Deux facteurs peuvent expliquer la difficulté à réaliser cette ressemblance entre le monde matériel et spirituel. Tout d’abord, le fait que le monde matériel soit concret, tangible : on voit plus clairement le résultat de nos actions. Et puis, on est habitué à la miséricorde divine, donc on imagine facilement qu’Hachem pardonnera automatiquement nos erreurs.
Mais le Messilat Yécharim nous met en garde : Hachem est un « D.ieu de vérité » qui juge chaque fait et geste. Sa clémence ne contredit pas le concept de punition et de récompense ; elle peut repousser la sanction pour permettre à l’individu de se repentir et ainsi, d’être complètement pardonné et elle peut amoindrir la sévérité de la punition. Mais il y a un jugement pour chaque chose et le fait d’en être conscient doit mener la personne à la vigilance.[3] L’offrande rectifiait également l’idée qu’Hachem est Vatran (Il ne ferme pas les yeux).
Nous n’avons pas l’opportunité d’apporter des sacrifices, alors comment nous imprégner de la gravité de la faute et éviter même celle faite involontairement ? Rav Israël Salanter conseille d’étudier en profondeur les sujets sensibles : par exemple, si l’on ressent une certaine faiblesse pour ce qui a trait au Lachon Hara, il convient d’en apprendre les lois…
Et il nous faut aussi matérialiser davantage certains concepts. On raconte plusieurs histoires concernant des Guédolim qui considéraient la spiritualité avec autant de concret que le monde physique et tangible. Rav Moché Feinstein devait un jour répondre à un appel urgent d’un pays étranger, mais il était bloqué par quelqu’un qui n’avait pas terminé sa prière. Quand on lui demanda pourquoi il n’était pas passé malgré tout, étant donné l’urgence de l’appel, il répondit qu’il y avait un mur qui lui barrait le passage et qu’il était tout à fait incapable de passer à travers un mur ! Son génie en Torah n’était pas seulement intellectuel, il vivait son étude !

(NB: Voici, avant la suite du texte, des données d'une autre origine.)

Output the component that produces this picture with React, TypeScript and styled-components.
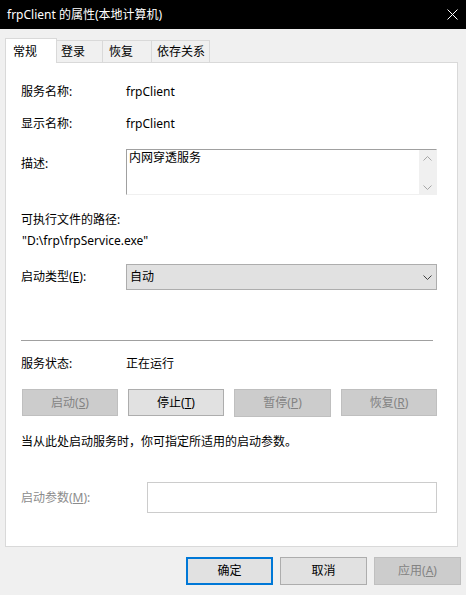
import React from 'react';
import styled, {createGlobalStyle} from 'styled-components';

const GlobalStyle = createGlobalStyle`
    html, body {
        margin: 0;
        padding: 0;
        background: #f0f0f0;
    }
    * {
        box-sizing: border-box;
    }
`;

const font = `"Segoe UI", "Noto Sans", "Noto Sans CJK SC", sans-serif`;

const Window = styled.div`
    width: 466px;
    height: 595px;
    display: flex;
    flex-direction: column;
    background: #f0f0f0;
    font-family: ${font};
    font-size: 12px;
    line-height: 16px;
    color: #000;
    overflow: hidden;
`;

const TitleBar = styled.div`
    height: 29px;
    flex: none;
    display: flex;
    align-items: center;
    justify-content: space-between;
    background: #000;
    color: #fff;
    padding: 0 8px 0 7px;
    font-size: 12px;
`;

const Body = styled.div`
    padding: 9px 8px 0 5px;
`;

const TabStrip = styled.div`
    display: flex;
    align-items: flex-end;
    height: 24px;
`;

interface ITabProps {
    readonly active?: boolean;
    readonly width: number;
    readonly pad: number;
}

const Tab = styled.div<ITabProps>`
    width: ${p => p.width}px;
    height: ${p => p.active ? 25 : 22}px;
    margin-bottom: ${p => p.active ? -1 : 0}px;
    margin-left: ${p => p.active ? 0 : -1}px;
    position: relative;
    z-index: ${p => p.active ? 1 : 0};
    padding: ${p => p.active ? 5 : 3}px 0 0 ${p => p.pad}px;
    background: ${p => p.active ? '#fff' : '#f0f0f0'};
    border: 1px solid #d9d9d9;
    border-bottom: none;
    white-space: nowrap;
`;

const Panel = styled.div`
    height: 485px;
    background: #fff;
    border: 1px solid #d9d9d9;
    padding: 0 20px 0 15px;
    display: flex;
    flex-direction: column;
`;

interface IRowProps {
    readonly top: number;
    readonly height?: number;
    readonly align?: string;
    readonly indent?: number;
}

const Row = styled.div<IRowProps>`
    margin-top: ${p => p.top}px;
    display: flex;
    align-items: ${p => p.align || 'center'};
    ${p => p.height ? `height: ${p.height}px;` : ''}
`;

interface ILabelProps {
    readonly width?: number;
    readonly disabled?: boolean;
    readonly padTop?: number;
}

const Label = styled.div<ILabelProps>`
    width: ${p => p.width || 105}px;
    flex: none;
    color: ${p => p.disabled ? '#8c8c8c' : '#000'};
    ${p => p.padTop ? `padding-top: ${p.padTop}px;` : ''}
`;

const Text = styled.div<IRowProps>`
    margin-top: ${p => p.top}px;
    padding-left: ${p => p.indent || 0}px;
`;

const DescBox = styled.div`
    width: 312px;
    height: 46px;
    display: flex;
    border: 1px solid;
    border-color: #a0a0a0 #f0f0f0 #f0f0f0 #a0a0a0;
`;

const DescText = styled.div`
    flex: 1;
    padding: 0 0 0 2px;
`;

const ScrollBar = styled.div`
    width: 17px;
    background: #f0f0f0;
    display: flex;
    flex-direction: column;
    justify-content: space-between;
    align-items: center;
    padding: 6px 0 4px;
`;

const Combo = styled.div`
    width: 312px;
    height: 26px;
    background: #e1e1e1;
    border: 1px solid #adadad;
    display: flex;
    align-items: center;
    justify-content: space-between;
    padding: 0 4px 0 3px;
`;

const Separator = styled.div<IRowProps>`
    margin-top: ${p => p.top}px;
    margin-right: 4px;
    height: 1px;
    background: #a0a0a0;
`;

const ButtonRow = styled.div<IRowProps>`
    margin-top: ${p => p.top}px;
    margin-left: 1px;
    display: flex;
    justify-content: space-between;
`;

interface IButtonProps {
    readonly disabled?: boolean;
    readonly primary?: boolean;
    readonly width?: number;
}

const Button = styled.div<IButtonProps>`
    width: ${p => p.width || 96}px;
    height: ${p => p.width ? 28 : 27}px;
    display: flex;
    align-items: center;
    justify-content: center;
    background: ${p => p.disabled ? '#cccccc' : '#e1e1e1'};
    border: ${p => p.primary ? '2px solid #0078d7' : `1px solid ${p.disabled ? '#bfbfbf' : '#adadad'}`};
    color: ${p => p.disabled ? '#838383' : '#000'};
    white-space: nowrap;
`;

const ParamInput = styled.div`
    width: 291px;
    height: 31px;
    border: 1px solid #cccccc;
    background: #fff;
`;

const Footer = styled.div`
    display: flex;
    justify-content: flex-end;
    gap: 7px;
    padding: 10px 5px 0 0;
`;

const Chevron = ({up, color}: {up?: boolean; color: string}) => (
    <svg width="9" height="5" viewBox="0 0 9 5">
        <path d={up ? 'M0.5 4.5 L4.5 0.5 L8.5 4.5' : 'M0.5 0.5 L4.5 4.5 L8.5 0.5'} fill="none" stroke={color} strokeWidth="1" />
    </svg>
);

const CloseIcon = () => (
    <svg width="11" height="11" viewBox="0 0 11 11">
        <path d="M0.5 0.5 L10.5 10.5 M10.5 0.5 L0.5 10.5" stroke="#fff" strokeWidth="1" />
    </svg>
);

export default () => {
    return (
        <Window>
            <GlobalStyle />
            <TitleBar>
                <span>frpClient 的属性(本地计算机)</span>
                <CloseIcon />
            </TitleBar>
            <Body>
                <TabStrip>
                    <Tab active width={52} pad={7}>常规</Tab>
                    <Tab width={47} pad={4}>登录</Tab>
                    <Tab width={50} pad={6}>恢复</Tab>
                    <Tab width={59} pad={5}>依存关系</Tab>
                </TabStrip>
                <Panel>
                    <Row top={21}>
                        <Label>服务名称:</Label>
                        <span>frpClient</span>
                    </Row>
                    <Row top={16}>
                        <Label>显示名称:</Label>
                        <span>frpClient</span>
                    </Row>
                    <Row top={17} align="flex-start">
                        <Label padTop={7}>描述:</Label>
                        <DescBox>
                            <DescText>内网穿透服务</DescText>
                            <ScrollBar>
                                <Chevron up color="#a6a6a6" />
                                <Chevron color="#a6a6a6" />
                            </ScrollBar>
                        </DescBox>
                    </Row>
                    <Text top={17}>可执行文件的路径:</Text>
                    <Text top={5} indent={1}>"D:\frp\frpService.exe"</Text>
                    <Row top={15}>
                        <Label>启动类型(<u>E</u>):</Label>
                        <Combo>
                            <span>自动</span>
                            <Chevron color="#404040" />
                        </Combo>
                    </Row>
                    <Separator top={50} />
                    <Row top={15}>
                        <Label>服务状态:</Label>
                        <span>正在运行</span>
                    </Row>
                    <ButtonRow top={17}>
                        <Button disabled>启动(<u>S</u>)</Button>
                        <Button>停止(<u>T</u>)</Button>
                        <Button disabled width={97}>暂停(<u>P</u>)</Button>
                        <Button disabled>恢复(<u>R</u>)</Button>
                    </ButtonRow>
                    <Text top={17}>当从此处启动服务时，你可指定所适用的启动参数。</Text>
                    <Row top={32}>
                        <Label width={126} disabled>启动参数(<u>M</u>):</Label>
                        <ParamInput />
                    </Row>
                </Panel>
            </Body>
            <Footer>
                <Button primary width={87}>确定</Button>
                <Button width={87}>取消</Button>
                <Button disabled width={87}>应用(<u>A</u>)</Button>
            </Footer>
        </Window>
    );
};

Imaginons que l’on propose une somme de 100 $ à un Juif pratiquant pour qu’il dise du Lachon Hara ! S’il est honnête avec lui-même et qu’il ne dévie pas de la voie de la Torah, il refusera même une somme plus importante pour se préserver de la faute, car il sait que la sanction réservée à celui qui médit lui coutera beaucoup plus cher. Pourtant, on raconte souvent du Lachon Hara, même sans aucun paiement ! La différence entre ces deux situations est dans la conscience de l’individu : quand il est clair qu’il est sur le point de commettre une faute, il sait intellectuellement que cela va nuire à sa Néchama. Mais sans cette connaissance, au moment de l’action, on se dit souvent qu’il ne s’agit pas vraiment de Lachon Hara et l’on se permet d’en dire. On en déduit qu’une personne a la force de résister à la faute quand il lui est évident qu’il s’agit d’un Issour. Donc le fait d’améliorer cette clarté devant la Avéra et notre honnêteté nous aidera à éviter les transgressions.
Certes, nous n’avons plus les Korbanot, mais les enseignements que nous pouvons en apprendre peuvent nous ajouter beaucoup de crainte du Ciel, qui nous épargnera des dangers et des dommages de la faute.
[1] Vayikra, 5:17.
[2] Voir Séfer Ha’hinoukh, Mitsva 128. Voir aussi Sforno, Vayikra 15:17.
[3] Messilat Yécharim, Chap. 4, p. 41-42.